What is needed> Retype the opening lines of the listing below, ending with the line that contains "const slate = '#71899f';", and leave out any pictures.

Available data>
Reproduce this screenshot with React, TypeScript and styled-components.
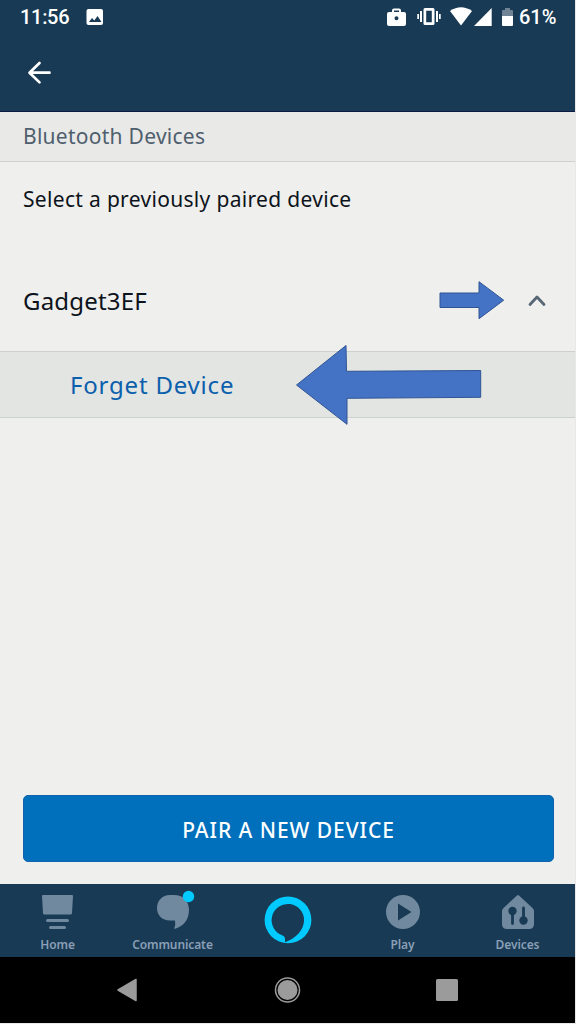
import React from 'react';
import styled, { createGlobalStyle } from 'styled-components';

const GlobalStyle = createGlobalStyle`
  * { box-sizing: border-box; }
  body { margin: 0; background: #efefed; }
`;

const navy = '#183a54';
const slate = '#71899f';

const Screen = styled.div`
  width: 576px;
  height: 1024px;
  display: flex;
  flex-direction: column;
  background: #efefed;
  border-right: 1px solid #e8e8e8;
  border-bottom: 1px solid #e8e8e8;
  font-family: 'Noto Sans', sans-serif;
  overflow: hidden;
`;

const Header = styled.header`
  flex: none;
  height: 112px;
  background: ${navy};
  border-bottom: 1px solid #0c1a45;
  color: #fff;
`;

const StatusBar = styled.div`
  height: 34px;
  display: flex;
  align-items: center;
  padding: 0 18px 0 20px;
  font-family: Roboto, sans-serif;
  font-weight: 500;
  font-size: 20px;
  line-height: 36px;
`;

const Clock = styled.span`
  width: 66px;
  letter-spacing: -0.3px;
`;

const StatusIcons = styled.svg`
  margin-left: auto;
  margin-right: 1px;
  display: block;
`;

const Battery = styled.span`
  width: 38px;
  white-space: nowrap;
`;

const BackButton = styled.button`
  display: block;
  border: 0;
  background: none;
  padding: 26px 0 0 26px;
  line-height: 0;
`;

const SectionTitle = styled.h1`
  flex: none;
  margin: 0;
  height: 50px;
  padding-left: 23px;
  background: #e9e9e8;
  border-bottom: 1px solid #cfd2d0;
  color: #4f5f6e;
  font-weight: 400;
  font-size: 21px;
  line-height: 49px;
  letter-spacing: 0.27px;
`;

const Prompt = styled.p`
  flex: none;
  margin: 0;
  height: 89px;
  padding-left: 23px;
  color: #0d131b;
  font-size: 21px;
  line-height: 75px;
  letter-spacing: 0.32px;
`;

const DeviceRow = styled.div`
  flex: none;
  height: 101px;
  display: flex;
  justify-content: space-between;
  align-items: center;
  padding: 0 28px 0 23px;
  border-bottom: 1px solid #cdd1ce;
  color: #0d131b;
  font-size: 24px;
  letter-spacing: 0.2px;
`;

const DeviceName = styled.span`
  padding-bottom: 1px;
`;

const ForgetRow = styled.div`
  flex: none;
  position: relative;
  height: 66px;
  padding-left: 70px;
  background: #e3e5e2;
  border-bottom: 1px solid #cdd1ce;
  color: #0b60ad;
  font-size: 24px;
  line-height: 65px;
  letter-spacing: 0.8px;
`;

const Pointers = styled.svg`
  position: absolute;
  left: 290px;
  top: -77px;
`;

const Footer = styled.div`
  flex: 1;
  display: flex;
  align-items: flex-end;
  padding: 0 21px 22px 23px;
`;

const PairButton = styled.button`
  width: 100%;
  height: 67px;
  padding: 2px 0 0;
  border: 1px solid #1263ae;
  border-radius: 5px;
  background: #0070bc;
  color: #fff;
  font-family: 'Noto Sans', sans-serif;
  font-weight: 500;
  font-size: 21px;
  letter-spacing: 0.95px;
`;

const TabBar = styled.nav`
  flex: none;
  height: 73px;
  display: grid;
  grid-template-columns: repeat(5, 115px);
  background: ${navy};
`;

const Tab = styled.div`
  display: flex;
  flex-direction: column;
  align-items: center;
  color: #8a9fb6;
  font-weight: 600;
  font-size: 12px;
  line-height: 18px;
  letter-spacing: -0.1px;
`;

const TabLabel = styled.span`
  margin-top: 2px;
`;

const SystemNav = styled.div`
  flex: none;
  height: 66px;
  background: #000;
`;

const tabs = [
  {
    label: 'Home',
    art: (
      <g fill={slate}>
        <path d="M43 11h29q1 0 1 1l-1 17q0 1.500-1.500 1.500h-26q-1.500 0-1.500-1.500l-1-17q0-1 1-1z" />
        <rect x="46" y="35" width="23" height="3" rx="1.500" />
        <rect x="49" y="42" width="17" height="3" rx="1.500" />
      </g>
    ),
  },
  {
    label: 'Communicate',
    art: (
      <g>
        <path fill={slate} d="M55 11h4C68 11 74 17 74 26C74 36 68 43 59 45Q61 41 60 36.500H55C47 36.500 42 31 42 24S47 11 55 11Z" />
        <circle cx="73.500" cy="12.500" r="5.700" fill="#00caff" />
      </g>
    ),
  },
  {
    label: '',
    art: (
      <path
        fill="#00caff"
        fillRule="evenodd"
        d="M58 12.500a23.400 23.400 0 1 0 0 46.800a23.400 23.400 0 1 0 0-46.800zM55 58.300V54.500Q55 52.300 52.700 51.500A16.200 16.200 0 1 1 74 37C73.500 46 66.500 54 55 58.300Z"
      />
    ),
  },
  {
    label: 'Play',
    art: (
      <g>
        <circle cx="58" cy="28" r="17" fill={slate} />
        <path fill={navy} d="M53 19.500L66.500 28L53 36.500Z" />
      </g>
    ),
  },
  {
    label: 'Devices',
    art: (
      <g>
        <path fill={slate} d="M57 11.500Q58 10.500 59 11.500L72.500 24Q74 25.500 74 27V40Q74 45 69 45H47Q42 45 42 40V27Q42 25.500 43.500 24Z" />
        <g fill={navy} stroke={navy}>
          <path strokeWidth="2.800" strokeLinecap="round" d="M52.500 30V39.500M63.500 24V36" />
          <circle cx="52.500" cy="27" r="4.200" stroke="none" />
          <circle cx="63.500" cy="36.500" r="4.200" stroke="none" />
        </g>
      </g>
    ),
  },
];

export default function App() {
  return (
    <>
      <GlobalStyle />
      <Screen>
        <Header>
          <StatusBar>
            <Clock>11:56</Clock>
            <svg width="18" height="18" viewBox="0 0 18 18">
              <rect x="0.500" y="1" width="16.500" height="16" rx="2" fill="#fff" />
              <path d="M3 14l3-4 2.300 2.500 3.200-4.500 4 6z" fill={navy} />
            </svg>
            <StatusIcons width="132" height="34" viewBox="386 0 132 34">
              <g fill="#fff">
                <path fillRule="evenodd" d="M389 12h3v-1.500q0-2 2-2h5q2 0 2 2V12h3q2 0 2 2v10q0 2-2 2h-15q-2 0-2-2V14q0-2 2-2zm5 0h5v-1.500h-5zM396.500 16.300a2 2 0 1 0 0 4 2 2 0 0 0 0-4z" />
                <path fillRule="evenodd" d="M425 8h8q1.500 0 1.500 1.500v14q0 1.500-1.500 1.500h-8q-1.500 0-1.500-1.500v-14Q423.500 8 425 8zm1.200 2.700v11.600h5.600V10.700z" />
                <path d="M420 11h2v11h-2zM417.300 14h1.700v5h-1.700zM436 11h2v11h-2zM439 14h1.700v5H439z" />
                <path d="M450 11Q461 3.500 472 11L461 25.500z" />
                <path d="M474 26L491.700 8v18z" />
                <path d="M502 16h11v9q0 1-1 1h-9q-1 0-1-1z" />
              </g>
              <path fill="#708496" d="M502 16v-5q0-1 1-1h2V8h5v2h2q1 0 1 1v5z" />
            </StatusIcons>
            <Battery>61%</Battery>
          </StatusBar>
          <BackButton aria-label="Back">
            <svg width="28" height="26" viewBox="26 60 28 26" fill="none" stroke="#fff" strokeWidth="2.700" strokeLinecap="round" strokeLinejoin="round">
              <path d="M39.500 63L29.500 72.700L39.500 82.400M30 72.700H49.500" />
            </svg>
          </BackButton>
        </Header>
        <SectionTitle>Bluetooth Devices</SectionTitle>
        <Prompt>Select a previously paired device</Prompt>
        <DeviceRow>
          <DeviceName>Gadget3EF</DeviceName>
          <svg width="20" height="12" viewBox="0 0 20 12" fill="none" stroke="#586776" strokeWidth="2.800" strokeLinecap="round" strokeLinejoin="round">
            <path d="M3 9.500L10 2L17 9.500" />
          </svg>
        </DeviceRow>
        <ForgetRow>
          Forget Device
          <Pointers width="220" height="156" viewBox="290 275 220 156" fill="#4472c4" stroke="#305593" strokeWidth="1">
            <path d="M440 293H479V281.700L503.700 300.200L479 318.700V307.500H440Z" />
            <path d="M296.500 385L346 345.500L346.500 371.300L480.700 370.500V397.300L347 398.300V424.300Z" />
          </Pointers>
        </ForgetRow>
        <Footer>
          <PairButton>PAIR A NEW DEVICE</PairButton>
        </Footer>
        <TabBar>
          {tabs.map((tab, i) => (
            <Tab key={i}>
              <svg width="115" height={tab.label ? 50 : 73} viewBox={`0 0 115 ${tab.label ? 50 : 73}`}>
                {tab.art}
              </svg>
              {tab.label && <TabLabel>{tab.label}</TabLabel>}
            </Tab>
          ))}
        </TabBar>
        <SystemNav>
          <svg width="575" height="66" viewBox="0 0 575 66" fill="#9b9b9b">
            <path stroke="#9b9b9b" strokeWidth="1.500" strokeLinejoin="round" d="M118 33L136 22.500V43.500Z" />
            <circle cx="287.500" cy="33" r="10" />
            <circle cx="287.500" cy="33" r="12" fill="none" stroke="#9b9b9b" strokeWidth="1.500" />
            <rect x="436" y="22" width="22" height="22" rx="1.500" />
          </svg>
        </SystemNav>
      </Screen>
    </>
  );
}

Solution to this exercise>
Reproduce this screenshot with React, TypeScript and styled-components.
import React from 'react';
import styled, { createGlobalStyle } from 'styled-components';

const GlobalStyle = createGlobalStyle`
  * { box-sizing: border-box; }
  body { margin: 0; background: #efefed; }
`;

const navy = '#183a54';
const slate = '#71899f';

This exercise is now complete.